<<<<

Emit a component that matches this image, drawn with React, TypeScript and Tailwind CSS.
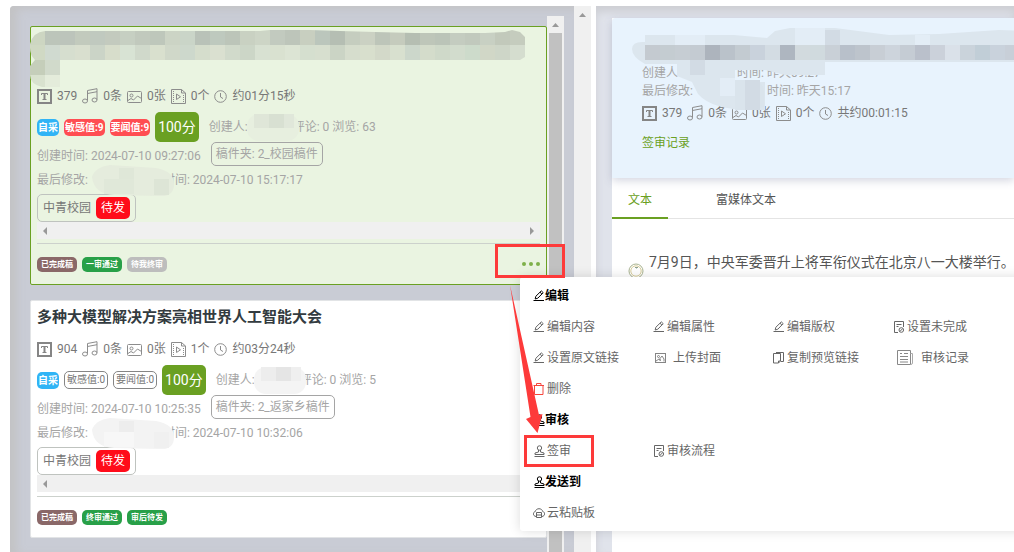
import React from "react";

const stories = [
  {
    id: 1,
    active: true,
    title: "",
    words: "379",
    videos: "0个",
    duration: "约01分15秒",
    sensitive: "敏感值:9",
    news: "要闻值:9",
    comments: "评论: 0",
    views: "浏览: 63",
    created: "2024-07-10 09:27:06",
    updated: "2024-07-10 15:17:17",
    folder: "2_校园稿件",
    tags: [
      { name: "已完成稿", color: "bg-[#8a6868]" },
      { name: "一审通过", color: "bg-[#28a048]" },
      { name: "待我终审", color: "bg-[#bdbdbd]" },
    ],
  },
  {
    id: 2,
    active: false,
    title: "多种大模型解决方案亮相世界人工智能大会",
    words: "904",
    videos: "1个",
    duration: "约03分24秒",
    sensitive: "敏感值:0",
    news: "要闻值:0",
    comments: "评论: 0",
    views: "浏览: 5",
    created: "2024-07-10 10:25:35",
    updated: "2024-07-10 10:32:06",
    folder: "2_返家乡稿件",
    tags: [
      { name: "已完成稿", color: "bg-[#8a6868]" },
      { name: "终审通过", color: "bg-[#28a048]" },
      { name: "审后待发", color: "bg-[#28a048]" },
    ],
  },
];

const TextIcon = () => (
  <svg width="15" height="15" viewBox="0 0 15 15" fill="none" stroke="#858585">
    <rect x="1" y="1" width="13" height="13" strokeWidth="2" />
    <path d="M4.500 6V4.500h6V6" />
    <path d="M7.500 4v7" strokeWidth="2" />
    <path d="M5.500 10.500h4" />
  </svg>
);

const MusicIcon = () => (
  <svg width="16" height="16" viewBox="0 0 16 16" fill="none" stroke="#8c8c8c">
    <path d="M5.500 12.500V2.500L15 .7v11M5.500 5.500L15 3.700" />
    <ellipse cx="3" cy="13" rx="2.500" ry="2" />
    <ellipse cx="12.500" cy="12" rx="2.500" ry="2" />
  </svg>
);

const ImageIcon = () => (
  <svg width="15" height="15" viewBox="0 0 15 15" fill="none" stroke="#8c8c8c">
    <rect x="0.500" y="2.500" width="14" height="11" rx="1" />
    <circle cx="4.500" cy="6.500" r="1.500" />
    <path d="M1 11.500l3-2 2.500 1.500L10.500 7l4 2.500" />
  </svg>
);

const VideoIcon = () => (
  <svg width="15" height="15" viewBox="0 0 15 15" fill="none" stroke="#8c8c8c">
    <path d="M.5 .5h10L14.500 4v10.500H.5z" />
    <path d="M10.500 .5V4h4" />
    <path d="M2.500 2v12M12.500 6v8" strokeDasharray="1 1" />
    <path d="M5.500 5v5.500l4-2.700z" />
  </svg>
);

const ClockIcon = () => (
  <svg width="13" height="13" viewBox="0 0 13 13" fill="none" stroke="#8c8c8c">
    <circle cx="6.500" cy="6.500" r="5.800" />
    <path d="M6.500 3v4l2.500 1.500" />
  </svg>
);

const PenIcon = () => (
  <svg width="12" height="12" viewBox="0 0 12 12" fill="none" stroke="currentColor">
    <path d="M2.200 9l.6-2.700L8.300 .9l1.900 1.800L4.800 8.200zM7 2.200l1.900 1.800" />
    <path d="M.5 10.500h10.500" />
  </svg>
);

const PictureIcon = () => (
  <svg width="18" height="12" viewBox="0 0 18 12" fill="none" stroke="#858585">
    <rect x="2.500" y="1.500" width="10" height="9" />
    <circle cx="5.500" cy="4.500" r="1" />
    <path d="M3 9l3-2 2 1.500M7 9V6.500L9 4l2 3v2.500" />
  </svg>
);

const FormIcon = () => (
  <svg width="12" height="12" viewBox="0 0 12 12" fill="none" stroke="currentColor">
    <path d="M5 11.500H1.500V.5h9V6M3.500 3.500h5M3.500 5.500h2" />
    <circle cx="8.300" cy="9" r="2.300" />
    <path d="M7 10.300l2.600-2.600" />
  </svg>
);

const CopyIcon = () => (
  <svg width="12" height="12" viewBox="0 0 12 12" fill="none" stroke="currentColor">
    <path d="M.5 1.500h7v7.500l-2 2h-5zM5.500 11V9h2" />
    <path d="M3 .5h7.500v9H8" />
  </svg>
);

const RecordIcon = () => (
  <svg width="26" height="16" viewBox="0 0 26 16" fill="none" stroke="#888">
    <path d="M4.500 .5h13v14h-13z" />
    <path d="M17.500 3.500h2v9.500q0 1.500-2 1.500" stroke="#aaa" />
    <path d="M7 3.500h2M11 3.500h4M7 6.500h8M7 9.500h8M7 12h8" />
  </svg>
);

const TrashIcon = () => (
  <svg width="12" height="12" viewBox="0 0 12 12" fill="none" stroke="#f5463c">
    <path d="M.5 2.500h10.500M3.500 2.500v-2h4.500v2M1.500 2.500v9h8.500v-9" />
  </svg>
);

const StampIcon = () => (
  <svg width="12" height="12" viewBox="0 0 12 12" fill="none" stroke="currentColor">
    <circle cx="6.500" cy="3" r="2.200" />
    <path d="M5.500 5v2L2 8v1.500h9V8L7.500 7V5M1.500 11.500h10" />
  </svg>
);

const CloudIcon = () => (
  <svg width="12" height="12" viewBox="0 0 12 12" fill="none" stroke="currentColor">
    <path d="M3 9.500C-.5 9-.2 5 2.300 4.500 3 .8 9 .8 9.700 4.500 12.200 5 12.500 9 9 9.500" />
    <path d="M3.500 5.500h5v5h-5zM3.500 8h5" />
  </svg>
);

const menu = [
  {
    name: "编辑",
    icon: <PenIcon />,
    items: [
      { name: "编辑内容", icon: <PenIcon /> },
      { name: "编辑属性", icon: <PenIcon /> },
      { name: "编辑版权", icon: <PenIcon /> },
      { name: "设置未完成", icon: <FormIcon /> },
      { name: "设置原文链接", icon: <PenIcon /> },
      { name: "上传封面", icon: <PictureIcon /> },
      { name: "复制预览链接", icon: <CopyIcon /> },
      { name: "审核记录", icon: <RecordIcon /> },
      { name: "删除", icon: <TrashIcon /> },
    ],
  },
  {
    name: "审核",
    icon: <StampIcon />,
    items: [
      { name: "签审", icon: <StampIcon />, marked: true },
      { name: "审核流程", icon: <FormIcon /> },
    ],
  },
  {
    name: "发送到",
    icon: <StampIcon />,
    items: [{ name: "云粘贴板", icon: <CloudIcon /> }],
  },
];

// mosaic colours, one entry for each 15px cell
const titleTop = ["#cdd6c2", "#bcc5ba", "#bcc4bb", "#c2cabd", "#c0c9bf", "#c3cabe", "#c6cfc2", "#c1c9bd", "#bec7bb", "#ccd4c5", "#cad5c8", "#b9c2b8", "#bec9be", "#bcc5b9", "#c9d1c2", "#cdd5c6", "#c2cabf", "#bdc5ba", "#c8cfc0", "#bbc6bc", "#b5beb3", "#c5cdbf", "#cbd1c3", "#bdc5b9", "#c5cbbd", "#b5beb2", "#bec6b9", "#bbc4b8", "#c4ccc0", "#c1c9bd", "#c8d0c3", "#c2c9bb", "#c5ccbe"];
const titleBottom = ["#d0d9c4", "#d0dad0", "#d6decf", "#d9dfcf", "#cbd4c7", "#d7ddcb", "#d8e3d4", "#d0d9cb", "#d9e0ce", "#d0d8c9", "#cdd8cc", "#d5ddcc", "#dae0d0", "#d1dacb", "#ccd6c7", "#d8e1d2", "#d9e1d0", "#dce4d4", "#d5dfcf", "#d7dfcf", "#cbd4c5", "#d6ddcd", "#d8dfcd", "#d3d9c9", "#d8e0cf", "#ccd7cb", "#d4dccb", "#cfd9c9", "#d2dccd", "#cddbcb", "#d1d7c7", "#ced6c8", "#d5ddcf"];
const summaryCells = ["#c4cad0", "#c4ccd1", "#c6cdd3", "#c4cbd2", "#adb4bd", "#bac2ca", "#c3cbd1", "#c9d2dc", "#d3dce3", "#aeb6c0", "#d2dade", "#d0dade", "#c9d0d7", "#b8c0ca", "#bdc4cc", "#c8ced5", "#cdd4dc", "#c5ccd4", "#bac0cb", "#cbd1da", "#dae1e9", "#cad3db", "#c1ced7", "#c9d2dc", "#c8cfd8", "#b2b9c2"];

const TitleMosaic = () => (
  <svg className="-ml-[7px] mt-[3px] shrink-0" width="495" height="57" viewBox="0 0 495 57" aria-hidden="true">
    <defs>
      <clipPath id="title-shape">
        <path d="M0 14Q3 2 15 1L230 1 250-1 310 1 345 2 385 3 455 3 475 2 482 0 490 2 495 7V27L490 30H30V57H12Q0 54 0 45L0 36 5 30Q0 25 0 18z" />
      </clipPath>
    </defs>
    <g clipPath="url(#title-shape)">
      {titleTop.map((fill, i) => (
        <rect key={i} x={i * 15} y="0" width="15" height="15" fill={fill} />
      ))}
      {titleBottom.map((fill, i) => (
        <rect key={i} x={i * 15} y="15" width="15" height="15" fill={fill} />
      ))}
      <rect x="0" y="30" width="15" height="15" fill="#c5ceba" />
      <rect x="15" y="30" width="15" height="15" fill="#d1dacb" />
      <rect x="0" y="45" width="15" height="12" fill="#d9e2cf" />
      <rect x="15" y="45" width="15" height="12" fill="#e4ecdb" />
    </g>
  </svg>
);

const SummaryMosaic = () => (
  <svg className="absolute top-[10px] left-5" width="410" height="84" viewBox="0 0 410 84" aria-hidden="true">
    <path d="M13 7h89l33 3 8-7 15-3h45l54 7 50-1 60-4 25 1 18 5v26H193v13h-40l-20-5h-30v12h30V82h-13Q80 82 66 66L60 54 45 48V36L13 36Q0 29 0 21T13 14z" fill="#dce6ee" />
    <path d="M103 52h17q12 2 12 12v15l-12 3h-17z" fill="#dae4ec" />
    <path d="M43 7h30v10H43zM163 0h30v17h-30zM283 7h15v10h-15zM88 50h15v18H88z" fill="#e3edf6" />
    <path d="M58 32h15v15H58zM193 2h15v15h-15zM113 52h15v30h-15z" fill="#d2dbe4" />
    {summaryCells.map((fill, i) => (
      <rect key={i} x={13 + i * 15} y="17" width="15" height="15" fill={fill} />
    ))}
  </svg>
);

const NameMosaic = ({ active }: { active: boolean }) => (
  <svg className="absolute -top-1.5 -left-0.5" width="54" height="28" viewBox="0 0 54 28" aria-hidden="true">
    <rect x="1" y="1" width="52" height="27" rx="12" fill={active ? "#e7efdf" : "#f4f4f4"} />
    <path d="M8 1h15v14H8z" fill={active ? "#dfe6d8" : "#ededed"} />
    <path d="M23 1h15v14H23z" fill={active ? "#d8e0d2" : "#e5e5e5"} />
    <path d="M38 1h10v14H38z" fill={active ? "#e0e7da" : "#efefef"} />
  </svg>
);

const EditorMosaic = ({ active }: { active: boolean }) => (
  <svg className="absolute -top-1.5 left-0.5" width="86" height="34" viewBox="0 0 86 34" aria-hidden="true">
    <path d="M2 12Q5 2 20 0L66 3Q84 6 84 19T70 31L24 30Q4 29 2 12z" fill={active ? "#e5ecdd" : "#f3f3f3"} />
    <path d="M14 14h30v15H14z" fill={active ? "#e0e8d9" : "#f7f7f7"} />
    <path d="M29 3h15v11H29z" fill={active ? "#dfe7d8" : "#ededed"} />
    <path d="M64 14h15v16H64z" fill={active ? "#dde5d6" : "#f0f0f0"} />
  </svg>
);

const Stats = ({ words, videos, duration }: { words: string; videos: string; duration: string }) => (
  <div className="flex items-center gap-[5px] whitespace-nowrap text-[#777]">
    <TextIcon />
    <span>{words}</span>
    <MusicIcon />
    <span>0条</span>
    <ImageIcon />
    <span>0张</span>
    <VideoIcon />
    <span>{videos}</span>
    <ClockIcon />
    <span>{duration}</span>
  </div>
);

const StoryCard = ({ item }: { item: any }) => {
  const level = item.active
    ? "rounded-[5px] bg-[#ff4d52] px-px text-[10px] leading-[17px] font-bold text-white"
    : "rounded-[5px] border border-[#858585] px-0.5 text-[10px] leading-4 text-[#777]";
  return (
    <article
      className={
        item.active
          ? "rounded-xs border border-[#6aa022] bg-[#eaf4e1] px-1.5"
          : "rounded-xs border border-[#e2e4e6] bg-white px-1.5"
      }
    >
      {item.title ? (
        <h2 className="h-8 text-[15px] leading-8 font-bold text-[#333b40]">{item.title}</h2>
      ) : (
        <div className="flex h-[53px] items-start">
          <TitleMosaic />
        </div>
      )}
      <div className="flex h-8 items-center">
        <Stats words={item.words} videos={item.videos} duration={item.duration} />
      </div>
      <div className="flex h-[30px] items-center gap-[5px] whitespace-nowrap">
        <span className="rounded-[5px] bg-[#30b4f6] px-px text-[10px] leading-[17px] font-bold text-white">
          自采
        </span>
        <span className={level}>{item.sensitive}</span>
        <span className={level}>{item.news}</span>
        <span className="rounded-[5px] bg-[#6aa022] px-[3px] text-sm leading-[30px] text-white">
          100分
        </span>
        <div className="flex pl-[5px] text-[#a5a5a5]">
          <span>创建人:</span>
          <span className="relative w-[45px]">
            <NameMosaic active={item.active} />
          </span>
          <span>
            {item.comments} {item.views}
          </span>
        </div>
      </div>
      <div className="flex h-6 items-center gap-[10px] whitespace-nowrap text-[#a5a5a5]">
        <span className="pt-1">创建时间: {item.created}</span>
        <span className="rounded-[5px] border border-[#a5a5a5] px-1 leading-[22px]">
          稿件夹: {item.folder}
        </span>
      </div>
      <div className="flex h-7 items-center whitespace-nowrap text-[#a5a5a5]">
        <span>最后修改:</span>
        <span className="relative z-10 w-[75px] leading-[18px]">
          &nbsp;
          <EditorMosaic active={item.active} />
        </span>
        <span>时间: {item.updated}</span>
      </div>
      <div className="flex">
        <div className="flex h-7 items-center gap-[5px] rounded-[5px] border border-[#bfc3bf] px-[5px] text-[#777]">
          中青校园
          <span className="rounded-[5px] bg-[#ff0c1a] px-[5px] leading-[22px] text-white">待发</span>
        </div>
      </div>
      <div className="flex h-[17px] items-center justify-between bg-[#f0f0f0] px-1.5">
        <svg width="4" height="8" viewBox="0 0 4 8" fill="#999">
          <path d="M4 0v8L0 4z" />
        </svg>
        <svg width="4" height="8" viewBox="0 0 4 8" fill="#999">
          <path d="M0 0v8l4-4z" />
        </svg>
      </div>
      <div className="mt-1 flex h-[41px] items-center gap-[5px] border-t border-[#ccd1cc]">
        {item.tags.map((tag: any) => (
          <span
            key={tag.name}
            className={`${tag.color} rounded-[5px] px-1 text-[8px] leading-[15px] font-bold text-white`}
          >
            {tag.name}
          </span>
        ))}
        <button type="button" aria-label="更多" className="ml-auto flex gap-[3px]">
          <i className="size-1 rounded-full bg-[#7fb04a]" />
          <i className="size-1 rounded-full bg-[#7fb04a]" />
          <i className="size-1 rounded-full bg-[#7fb04a]" />
        </button>
      </div>
    </article>
  );
};

const ActionMenu = () => (
  <div className="absolute top-[271px] left-[calc(100%-71px)] z-20 w-[520px] rounded-[3px] bg-white py-[3px] pl-[13px] shadow-[0_0_12px_rgba(0,0,0,0.14)]">
    {menu.map((group) => (
      <section key={group.name}>
        <h3 className="flex h-[31px] items-center font-bold text-black">
          {group.icon}
          {group.name}
        </h3>
        <div className="grid grid-cols-[repeat(4,120px)]">
          {group.items.map((item: any) => (
            <button
              key={item.name}
              type="button"
              className="relative flex h-[31px] items-center gap-0.5 whitespace-nowrap text-[#666]"
            >
              {item.icon}
              {item.name}
              {item.marked && (
                <span className="absolute top-0 -left-[9px] h-8 w-[70px] border-3 border-[#fd3a3a]" />
              )}
            </button>
          ))}
        </div>
      </section>
    ))}
  </div>
);

const ScrollUp = () => (
  <svg className="mx-auto" width="7" height="4" viewBox="0 0 7 4" fill="#999">
    <path d="M0 4h7L3.500 0z" />
  </svg>
);

const Bullet = () => (
  <svg width="16" height="16" viewBox="0 0 16 16" fill="none">
    <circle cx="8" cy="8" r="7" stroke="#a9b390" />
    <circle cx="8" cy="8" r="5.200" stroke="#d9cf9c" />
    <path d="M7 4.500h3M8.500 4.500v1" stroke="#8da08f" />
  </svg>
);

const App = () => {
  return (
    <div className="h-screen overflow-hidden bg-white pt-1.5 pl-[10px] font-[Roboto,'Noto_Sans_CJK_SC',sans-serif] text-xs">
      <main className="grid h-full grid-cols-[581fr_418fr] gap-[5px]">
        <div className="relative flex min-w-0">
          <div className="flex min-w-0 flex-1 overflow-hidden rounded-tl-sm bg-[#c9ccd5] pt-[10px] pr-[10px] pl-5 shadow-[inset_7px_3px_8px_#c3c3c5]">
            <div className="flex min-w-0 flex-1 flex-col gap-[15px] pt-[10px]">
              {stories.map((item) => (
                <StoryCard key={item.id} item={item} />
              ))}
            </div>
            <div className="flex w-[17px] flex-col bg-[#f0f0f0]">
              <div className="flex h-[17px] items-center">
                <ScrollUp />
              </div>
              <div className="mx-0.5 flex-1 bg-[#c1c1c1]" />
            </div>
          </div>
          <div className="w-[17px] bg-[#f0f0f0] pt-[7px]">
            <ScrollUp />
          </div>

          <ActionMenu />
          <span className="absolute top-[238px] right-[26px] z-30 h-[34px] w-[70px] border-3 border-[#fd3a3a]" />
          <svg
            className="absolute top-[279px] right-12 z-30"
            width="34"
            height="149"
            viewBox="0 0 34 149"
            fill="#fd3a3a"
            aria-hidden="true"
          >
            <path d="M1 0L30 130 33.500 129 28.500 148 17 134 21.500 132z" />
          </svg>
        </div>

        <div className="min-w-0 bg-[#e0e3eb] pt-3 pl-4 shadow-[inset_0_6px_9px_#cdced3]">
          <div className="flex h-full flex-col bg-white">
            <header className="relative rounded-tl-sm bg-[#e8f3fd] px-[30px] pt-[46px] pb-[22px] text-[#a5a5a5] shadow-[0_3px_8px_rgba(90,100,140,0.25)]">
              <div className="flex h-[18px] items-center gap-[59px] whitespace-nowrap">
                <span>创建人</span>
                <span>时间: 昨天09:27</span>
              </div>
              <div className="flex h-[18px] items-center gap-[74px] whitespace-nowrap">
                <span>最后修改:</span>
                <span>时间: 昨天15:17</span>
              </div>
              <div className="flex h-[26px] items-center">
                <Stats words="379" videos="0个" duration="共约00:01:15" />
              </div>
              <a href="#records" className="mt-1 inline-block leading-[26px] text-[#6aa022]">
                签审记录
              </a>
              <SummaryMosaic />
            </header>
            <nav className="flex border-b border-[#e4e4e4]">
              <button type="button" className="-mb-px h-[41px] border-b-2 border-[#6aa022] px-4 pt-1 text-[#6aa022]">
                文本
              </button>
              <button type="button" className="ml-8 h-10 px-4 pt-1 text-[#555]">
                富媒体文本
              </button>
            </nav>
            <div className="px-4 pt-8">
              <div className="flex gap-[5px]">
                <div className="pt-3">
                  <Bullet />
                </div>
                <p className="text-sm leading-[22px] whitespace-nowrap text-[#555]">
                  7月9日，中央军委晋升上将军衔仪式在北京八一大楼举行。
                </p>
              </div>
            </div>
          </div>
        </div>
      </main>
    </div>
  );
};

export default App;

>>>>

■ TASK DETAILS: Only the number is needed: state how many lines in the listing contain "React".

■ FULL SOLUTION: 2